The point of this exercise is to differentiate the squaring form symbolically and demonstrate that evaluating the derivative yields the same result as numerical differentiation of the original function. So it is very natural to want to use the squaring form from the definition of the original function. We have the definition of the original function stored in the variable func-def. It is
(DEFUN SQUARE (#:G1538) (* #:G1538 #:G1538))

or something like it. It depends on how your system prints out uninterned variables. An informative exercise is to look at it with the display of structure sharing enabled.
CL-USER> (setf *print-circle* t) =>T
CL-USER> func-def => (DEFUN SQUARE (#1=#:G1538) (* #1# #1#))

It is the same uninterned symbol every time. If we want to submit the form to a differentiation routine we need the form and the variable. We can extract the form with (fourth func-def) and the variable with (car (third func-def)).

With these preliminaries out of the way, we can go back to the original quote

Likewise it is ridiculous to say Lisp has no syntax--it certainly does; just a rather simple one.
We have a bit of CL source code stored in func-def. We evaluated it to define a function; we extracted the arithmetic form to pass on for symbolic differentiation. What can we say about its syntax? For example, which characters were we allowed to use in the variable name?

We say that the macros we define with defmacro perform source to source transformations. It is hard to see what else we could say, but the macrofunctions that we create with defmacro operate on in-core data structures. If we say that macros do source to source transformations we are saying that CL source is an in-core data structure, and the flat files of characters that we prepare with our text editors are not source files. Whoops.

Sometimes you will see the word "cello" written "'cello", as an acknowledgement that it is an abbreviation for violin-cello: the 'cello belongs to the violin family of instruments. Perhaps the first bit of terminology we need is to start writing 'compiler as an acknowledgement that 'compiler is an abbreviation for parser-compiler. Then we can start talking sensibly about CL. While most languages offer you a unitary parser-compiler, CL offers you a parser, READ, a compiler, COMPILE, and a parser-compiler, COMPILE-FILE, which has a hook, DEFMACRO, to let you perform transformations between parsing and compiling.

I don't know what the standard computer science terminology is for the situation with CL. I hope that some-one will post and enlighten me. There are several ideas requiring technical terms.
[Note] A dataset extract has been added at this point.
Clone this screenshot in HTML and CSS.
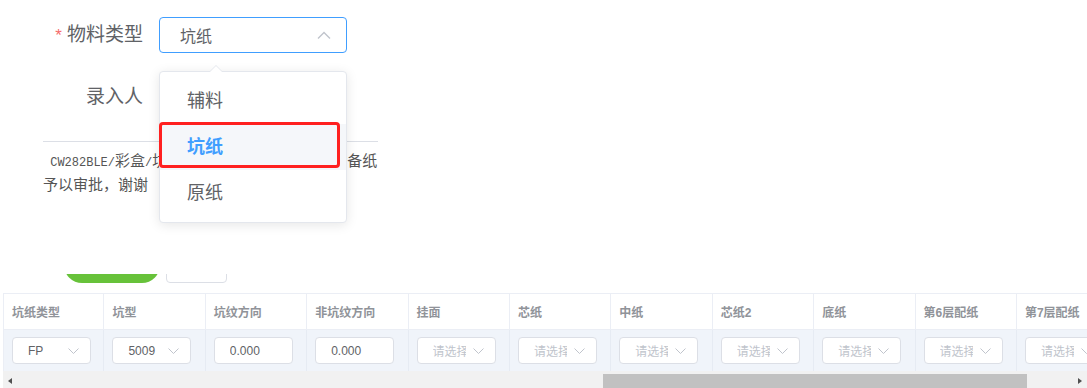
FILE: index.html
```html
<!DOCTYPE html>
<html lang="zh-CN">
<head>
<meta charset="utf-8">
<title>物料类型</title>
<link rel="stylesheet" href="styles.css">
</head>
<body>
<div class="form">
  <div class="row">
    <label class="label"><span class="req">*</span>物料类型</label>
    <div class="select">
      <span>坑纸</span>
      <svg class="arrow-up" width="14" height="8" viewBox="0 0 14 8"><polyline points="1,7.5 7,1.5 13,7.5" fill="none" stroke="#c0c4cc" stroke-width="1.4"/></svg>
    </div>
  </div>
  <div class="row">
    <label class="label">录入人</label>
  </div>
  <div class="note">
    <div class="line"><span class="code"> CW282BLE/</span>彩盒<span class="code">/</span>坑纸物料需求已确认，需申请备纸，请</div>
    <div class="line">予以审批，谢谢</div>
  </div>
  <div class="actions">
    <div class="btn-green"></div>
    <div class="btn-plain"></div>
  </div>
</div>

<div class="table">
  <div class="thead">
    <div class="th">坑纸类型</div>
    <div class="th">坑型</div>
    <div class="th">坑纹方向</div>
    <div class="th">非坑纹方向</div>
    <div class="th">挂面</div>
    <div class="th">芯纸</div>
    <div class="th">中纸</div>
    <div class="th">芯纸2</div>
    <div class="th">底纸</div>
    <div class="th">第6层配纸</div>
    <div class="th">第7层配纸</div>
  </div>
  <div class="trow">
    <div class="td"><div class="inp"><span class="val">FP</span><svg class="chev" width="11" height="6" viewBox="0 0 11 6"><polyline points="0.5,0.5 5.5,5.5 10.5,0.5" fill="none" stroke="#c0c4cc" stroke-width="1"/></svg></div></div>
    <div class="td"><div class="inp"><span class="val">5009</span><svg class="chev" width="11" height="6" viewBox="0 0 11 6"><polyline points="0.5,0.5 5.5,5.5 10.5,0.5" fill="none" stroke="#c0c4cc" stroke-width="1"/></svg></div></div>
    <div class="td"><div class="inp"><span class="val">0.000</span></div></div>
    <div class="td"><div class="inp"><span class="val">0.000</span></div></div>
    <div class="td"><div class="inp"><span class="val ph">请选择</span><svg class="chev" width="11" height="6" viewBox="0 0 11 6"><polyline points="0.5,0.5 5.5,5.5 10.5,0.5" fill="none" stroke="#c0c4cc" stroke-width="1"/></svg></div></div>
    <div class="td"><div class="inp"><span class="val ph">请选择</span><svg class="chev" width="11" height="6" viewBox="0 0 11 6"><polyline points="0.5,0.5 5.5,5.5 10.5,0.5" fill="none" stroke="#c0c4cc" stroke-width="1"/></svg></div></div>
    <div class="td"><div class="inp"><span class="val ph">请选择</span><svg class="chev" width="11" height="6" viewBox="0 0 11 6"><polyline points="0.5,0.5 5.5,5.5 10.5,0.5" fill="none" stroke="#c0c4cc" stroke-width="1"/></svg></div></div>
    <div class="td"><div class="inp"><span class="val ph">请选择</span><svg class="chev" width="11" height="6" viewBox="0 0 11 6"><polyline points="0.5,0.5 5.5,5.5 10.5,0.5" fill="none" stroke="#c0c4cc" stroke-width="1"/></svg></div></div>
    <div class="td"><div class="inp"><span class="val ph">请选择</span><svg class="chev" width="11" height="6" viewBox="0 0 11 6"><polyline points="0.5,0.5 5.5,5.5 10.5,0.5" fill="none" stroke="#c0c4cc" stroke-width="1"/></svg></div></div>
    <div class="td"><div class="inp"><span class="val ph">请选择</span><svg class="chev" width="11" height="6" viewBox="0 0 11 6"><polyline points="0.5,0.5 5.5,5.5 10.5,0.5" fill="none" stroke="#c0c4cc" stroke-width="1"/></svg></div></div>
    <div class="td"><div class="inp"><span class="val ph">请选择</span><svg class="chev" width="11" height="6" viewBox="0 0 11 6"><polyline points="0.5,0.5 5.5,5.5 10.5,0.5" fill="none" stroke="#c0c4cc" stroke-width="1"/></svg></div></div>
  </div>
  <div class="hscroll">
    <div class="sb-btn"><span class="tri-left"></span></div>
    <div class="sb-track"><div class="sb-thumb"></div></div>
    <div class="sb-btn"><span class="tri-right"></span></div>
  </div>
</div>

<div class="dropdown">
  <ul class="menu">
    <li class="item">辅料</li>
    <li class="item selected">坑纸</li>
    <li class="item">原纸</li>
  </ul>
</div>
<div class="highlight-box"></div>
</body>
</html>
```

FILE: styles.css
```css
* { box-sizing: border-box; margin: 0; padding: 0; }
body {
  margin: 0;
  width: 1087px;
  height: 388px;
  overflow: hidden;
  position: relative;
  background: #fff;
  color: #606266;
  font-family: "Liberation Sans", "Noto Sans CJK SC", sans-serif;
}
.form { padding-top: 17px; }
.row { display: flex; align-items: center; height: 36px; }
.row + .row { margin-top: 26px; }
.label {
  width: 143px;
  text-align: right;
  font-size: 19px;
  color: #606266;
  line-height: 36px;
}
.req { color: #f56c6c; margin-right: 5px; font-size: 17px; }
.select {
  margin-left: 16px;
  width: 188px;
  height: 36px;
  border: 1px solid #409eff;
  border-radius: 4px;
  display: flex;
  align-items: center;
  justify-content: space-between;
  padding: 0 15px 0 20px;
  font-size: 16px;
  color: #606266;
}
.note {
  margin-left: 43px;
  margin-top: 26px;
  width: 335px;
  border-top: 1px solid #dcdfe6;
  padding-top: 7px;
  overflow: hidden;
  font-size: 15px;
  line-height: 24px;
  color: #555;
  font-family: "Liberation Serif", "Noto Sans CJK SC", serif;
}
.line { white-space: pre; height: 24px; overflow: hidden; }
.code { font-family: "Liberation Mono", monospace; font-size: 12px; line-height: 1; }
.actions {
  margin-top: 77px;
  height: 9px;
  overflow: hidden;
  display: flex;
  align-items: flex-end;
  padding-left: 64px;
  gap: 6px;
}
.btn-green {
  flex: none;
  width: 96px;
  height: 36px;
  border-radius: 18px;
  background: #67c23a;
}
.btn-plain {
  flex: none;
  width: 61px;
  height: 36px;
  border: 1px solid #dcdfe6;
  border-radius: 4px;
  background: #fff;
}
.table {
  margin-top: 10px;
  margin-left: 3px;
  width: 1084px;
  overflow: hidden;
}
.thead, .trow {
  display: grid;
  grid-template-columns: repeat(11, 101.4px);
}
.th {
  height: 37px;
  border-top: 1px solid #ebeef5;
  border-right: 1px solid #ebeef5;
  border-bottom: 1px solid #ebeef5;
  padding-left: 8px;
  display: flex;
  align-items: center;
  font-size: 12px;
  font-weight: 700;
  color: #909399;
  white-space: nowrap;
  background: #fff;
}
.th:first-child, .td:first-child { border-left: 1px solid #ebeef5; }
.td {
  height: 41px;
  background: #f0f4fa;
  border-right: 1px solid #e6ebf3;
  padding-left: 8px;
  display: flex;
  align-items: center;
}
.inp {
  width: 79px;
  height: 27px;
  flex: none;
  background: #fff;
  border: 1px solid #dcdfe6;
  border-radius: 4px;
  display: flex;
  align-items: center;
  padding-left: 15px;
  padding-right: 11px;
  font-size: 12px;
  color: #606266;
}
.val { flex: 1; overflow: hidden; white-space: nowrap; }
.val.ph { color: #c0c4cc; }
.chev { flex: none; margin-left: 7px; }
.hscroll {
  height: 17px;
  background: #f1f1f1;
  display: flex;
}
.sb-btn {
  width: 14px;
  flex: none;
  display: flex;
  align-items: center;
  justify-content: center;
}
.tri-left {
  width: 0; height: 0;
  border-top: 3.5px solid transparent;
  border-bottom: 3.5px solid transparent;
  border-right: 4px solid #505050;
  margin-top: 2px;
}
.tri-right {
  width: 0; height: 0;
  border-top: 3.5px solid transparent;
  border-bottom: 3.5px solid transparent;
  border-left: 4px solid #505050;
  margin-top: 2px;
}
.sb-track { flex: 1; padding-top: 3px; }
.sb-thumb {
  margin-left: 586px;
  width: 424px;
  height: 14px;
  background: #c1c1c1;
}
.dropdown {
  position: absolute;
  left: 159px;
  top: 71px;
  width: 188px;
  background: #fff;
  border: 1px solid #e4e7ed;
  border-radius: 4px;
  box-shadow: 0 2px 12px 0 rgba(0, 0, 0, 0.1);
  padding: 6px 0;
}
.dropdown::before {
  content: "";
  position: absolute;
  left: 50px;
  top: -13px;
  border: 6px solid transparent;
  border-bottom-color: #e4e7ed;
}
.dropdown::after {
  content: "";
  position: absolute;
  left: 50px;
  top: -12px;
  border: 6px solid transparent;
  border-bottom-color: #fff;
}
.menu { list-style: none; }
.item {
  height: 46px;
  line-height: 46px;
  padding-left: 27px;
  font-size: 18px;
  color: #606266;
}
.item.selected {
  color: #409eff;
  font-weight: 700;
  background: #f5f7fa;
}
.highlight-box {
  position: absolute;
  left: 159px;
  top: 122px;
  width: 181px;
  height: 46px;
  border: 3px solid #ff2020;
  border-radius: 4px;
}
```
Perhaps the format of the files submitted to compile-file could be called syntax, but there are constraints on the in-core data structures that are used as 'source'. These constraints also have a claim on the word 'syntax'. Further, these constraints apply both to the in-core data structure and the flat file of characters, if any, from which the in-core data structure might have been derived. Thus the technical term needs to specialise in two ways to talk about its two sub-cases.

### exactly!

There are several ideas requiring technical terms. Perhaps the format of the files submitted to compile-file could be called syntax, but there are constraints on the in-core data structures that are used as 'source'. These constraints also have a claim on the word 'syntax'. Further, these constraints apply both to the in-core data structure and the flat file of characters, if any, from which the in-core data structure might have been derived.

Yep, that's exactly what I meant. The second set of constraints ("on the in-core data structures...") do indeed have a claim on the word syntax, and that set of constraints is exactly what I'm calling "latent syntax"... It's "latent" in the source text (if any) due precisely to the bi-level structure that you describe.

It's the "format of the files submitted to compile-file" (usually, although of course not always, S-expressions) that I'm calling "manifest syntax".

Note that the concrete operational metaphors that you use to describe the situation in CL are only one way to describe the situation. The more formal exposition used, e.g., by R5RS is another.